MAGI is your Adjusted Gross Income (AGI) with certain deductions added back in. For Premium Tax Credit purposes, MAGI includes your AGI plus tax-exempt interest and foreign income, but excludes the Self-Employed Health Insurance Deduction (SEHID).
Do I have to pay back APTC if my income increases?
Yes, if your actual income is higher than you estimated when enrolling, you'll have to repay some or all of the APTC you received. However, repayment caps apply if your income is below 400% FPL. See Form 8962 instructions for repayment limits.
Can I take both the Premium Tax Credit and the SEHID?
Yes! This is a common misconception. You can claim both the Premium Tax Credit (Form 8962) and the Self-Employed Health Insurance Deduction (Schedule 1, Line 17). The SEHID reduces your MAGI, which can actually increase your PTC eligibility.
What if I can't find my SLCSP premium?
Your SLCSP (Second Lowest Cost Silver Plan) premium is listed on Form 1095-A (Column B) that you receive from Healthcare.gov.
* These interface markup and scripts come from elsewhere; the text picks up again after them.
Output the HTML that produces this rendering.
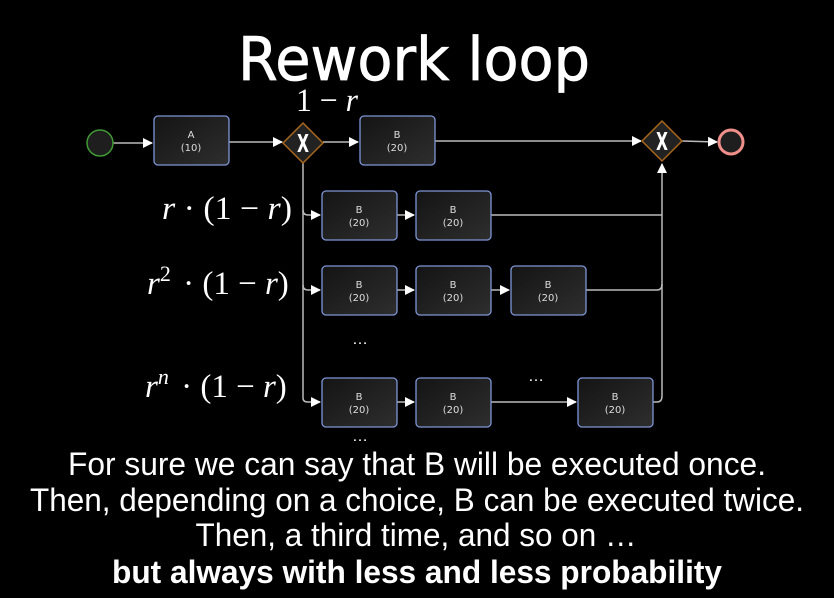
<!DOCTYPE html>
<html><head><style>html,body{margin:0;padding:0;background:#000;width:834px;height:598px;overflow:hidden}</style></head>
<body>
<svg width="834" height="598" viewBox="0 0 834 598" xmlns="http://www.w3.org/2000/svg">
<defs>
<linearGradient id="bx" x1="0" y1="0" x2="1" y2="1"><stop offset="0" stop-color="#141414"/><stop offset="1" stop-color="#2e2e2e"/></linearGradient>
<marker id="ar" markerWidth="10" markerHeight="10" refX="9" refY="5" orient="auto" markerUnits="userSpaceOnUse"><path d="M0,0 L10,5 L0,10 z" fill="#fff"/></marker>
<g id="box"><rect x="0" y="0" width="75" height="49" rx="4" fill="url(#bx)" stroke="#7f96d6" stroke-width="1.3"/></g>
</defs>
<text x="414" y="80" text-anchor="middle" font-family="DejaVu Sans, sans-serif" font-size="60" fill="#fff" stroke="#fff" stroke-width="0.8" textLength="352" lengthAdjust="spacingAndGlyphs">Rework loop</text>

<g stroke="#bbb" stroke-width="1.5" fill="none">
<line x1="113" y1="143" x2="152" y2="143" marker-end="url(#ar)"/>
<line x1="229" y1="142" x2="282" y2="142" marker-end="url(#ar)"/>
<line x1="323" y1="142" x2="358" y2="142" marker-end="url(#ar)"/>
<line x1="435" y1="141" x2="641" y2="141" marker-end="url(#ar)"/>
<line x1="682" y1="141" x2="717" y2="142" marker-end="url(#ar)"/>
<path d="M303 162 V398 Q303 402 308 402 H320" marker-end="url(#ar)"/>
<path d="M303 210 Q303 215 308 215 H320" marker-end="url(#ar)"/>
<path d="M303 285 Q303 290 308 290 H320" marker-end="url(#ar)"/>
<line x1="397" y1="215" x2="414" y2="215" marker-end="url(#ar)"/>
<line x1="397" y1="290" x2="414" y2="290" marker-end="url(#ar)"/>
<line x1="491" y1="290" x2="509" y2="290" marker-end="url(#ar)"/>
<line x1="397" y1="402" x2="414" y2="402" marker-end="url(#ar)"/>
<line x1="491" y1="402" x2="576" y2="402" marker-end="url(#ar)"/>
<line x1="491" y1="215" x2="662" y2="215"/>
<path d="M586 290 H657 Q662 290 662 284"/>
<path d="M653 402 H657 Q662 402 662 396 V164" marker-end="url(#ar)"/>
</g>

<circle cx="100" cy="143" r="13" fill="#1e1e1e" stroke="#3f9a34" stroke-width="1.5"/>
<circle cx="731" cy="142" r="12" fill="#1e1e1e" stroke="#f0908a" stroke-width="3"/>
<g>
<path d="M303 123 L323 143 L303 163 L283 143 Z" fill="#222" stroke="#a8661c" stroke-width="1.5"/>
<text x="303" y="152" text-anchor="middle" font-family="DejaVu Sans, sans-serif" font-weight="bold" font-size="25" fill="#fff" textLength="12" lengthAdjust="spacingAndGlyphs">X</text>
<path d="M662 121 L682 141 L662 161 L642 141 Z" fill="#222" stroke="#a8661c" stroke-width="1.5"/>
<text x="662" y="150" text-anchor="middle" font-family="DejaVu Sans, sans-serif" font-weight="bold" font-size="25" fill="#fff" textLength="12" lengthAdjust="spacingAndGlyphs">X</text>
</g>

<g font-family="DejaVu Sans, sans-serif" font-size="10" fill="#ddd" text-anchor="middle">
<use href="#box" x="154" y="116"/><text x="191" y="138">A</text><text x="191" y="151">(10)</text>
<use href="#box" x="360" y="116"/><text x="397" y="138">B</text><text x="397" y="151">(20)</text>
<use href="#box" x="322" y="191"/><text x="359" y="213">B</text><text x="359" y="226">(20)</text>
<use href="#box" x="416" y="191"/><text x="453" y="213">B</text><text x="453" y="226">(20)</text>
<use href="#box" x="322" y="266"/><text x="359" y="288">B</text><text x="359" y="301">(20)</text>
<use href="#box" x="416" y="266"/><text x="453" y="288">B</text><text x="453" y="301">(20)</text>
<use href="#box" x="511" y="266"/><text x="548" y="288">B</text><text x="548" y="301">(20)</text>
<use href="#box" x="322" y="378"/><text x="359" y="400">B</text><text x="359" y="413">(20)</text>
<use href="#box" x="416" y="378"/><text x="453" y="400">B</text><text x="453" y="413">(20)</text>
<use href="#box" x="578" y="378"/><text x="615" y="400">B</text><text x="615" y="413">(20)</text>
</g>

<g font-family="Liberation Serif, serif" font-size="33" fill="#fff">
<text x="296" y="111" textLength="62" lengthAdjust="spacingAndGlyphs">1 − <tspan font-style="italic">r</tspan></text>
<text x="162" y="219" textLength="130" lengthAdjust="spacingAndGlyphs"><tspan font-style="italic">r</tspan> · (1 − <tspan font-style="italic">r</tspan>)</text>
<text x="147" y="294"><tspan font-style="italic">r</tspan><tspan font-size="22" dy="-13">2</tspan><tspan dy="13" dx="4"> · (1 − </tspan><tspan font-style="italic">r</tspan>)</text>
<text x="145" y="397"><tspan font-style="italic">r</tspan><tspan font-size="22" font-style="italic" dy="-13">n</tspan><tspan dy="13" dx="4"> · (1 − </tspan><tspan font-style="italic">r</tspan>)</text>
</g>
<g font-family="Liberation Sans, sans-serif" font-size="16" fill="#fff" text-anchor="middle">
<text x="360" y="344">…</text>
<text x="536" y="381">…</text>
<text x="360" y="441">…</text>
</g>

<g font-family="Liberation Sans, sans-serif" font-size="32" fill="#fff" text-anchor="middle">
<text x="417" y="475" textLength="698" lengthAdjust="spacingAndGlyphs">For sure we can say that B will be executed once.</text>
<text x="417" y="511" textLength="774" lengthAdjust="spacingAndGlyphs">Then, depending on a choice, B can be executed twice.</text>
<text x="416" y="546" textLength="441" lengthAdjust="spacingAndGlyphs">Then, a third time, and so on …</text>
<text x="417" y="583" font-weight="bold" textLength="610" lengthAdjust="spacingAndGlyphs">but always with less and less probability</text>
</g>
</svg>
</body></html>
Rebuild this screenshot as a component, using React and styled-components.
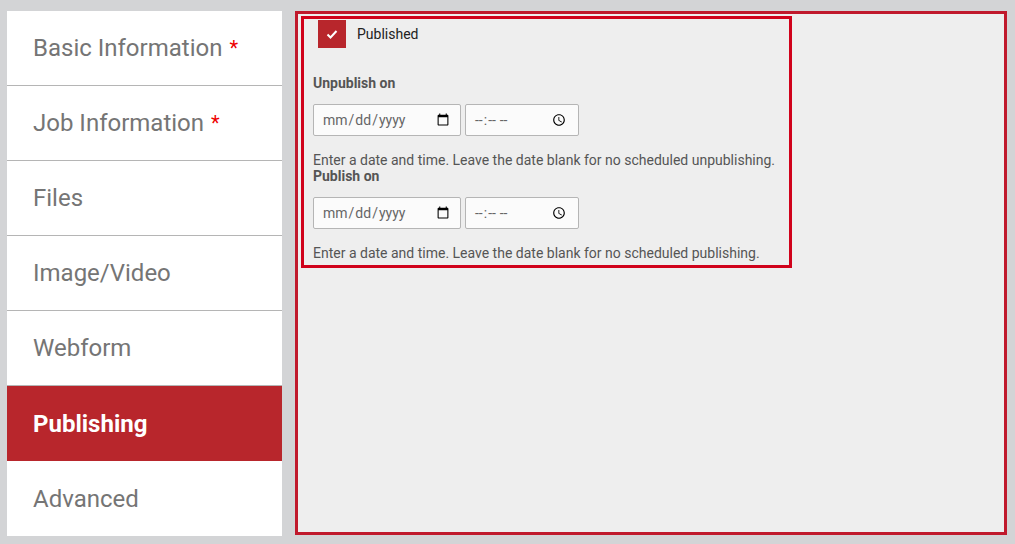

Our calculator automatically looks up your SLCSP based on your ZIP code and age.
Is this calculator accurate for 2026 taxes?
Yes. We implement the official IRS Publication 974 iterative calculation method and use verified CMS 2024 SLCSP data covering 48 states + D.C. Our test cases match IRS examples within $1.
Do I need to recalculate if my income changes?
Yes. If your income increases or decreases by 20% or more, you should recalculate and update your income estimate on Healthcare.gov to adjust your monthly APTC. This prevents repayment surprises at tax time.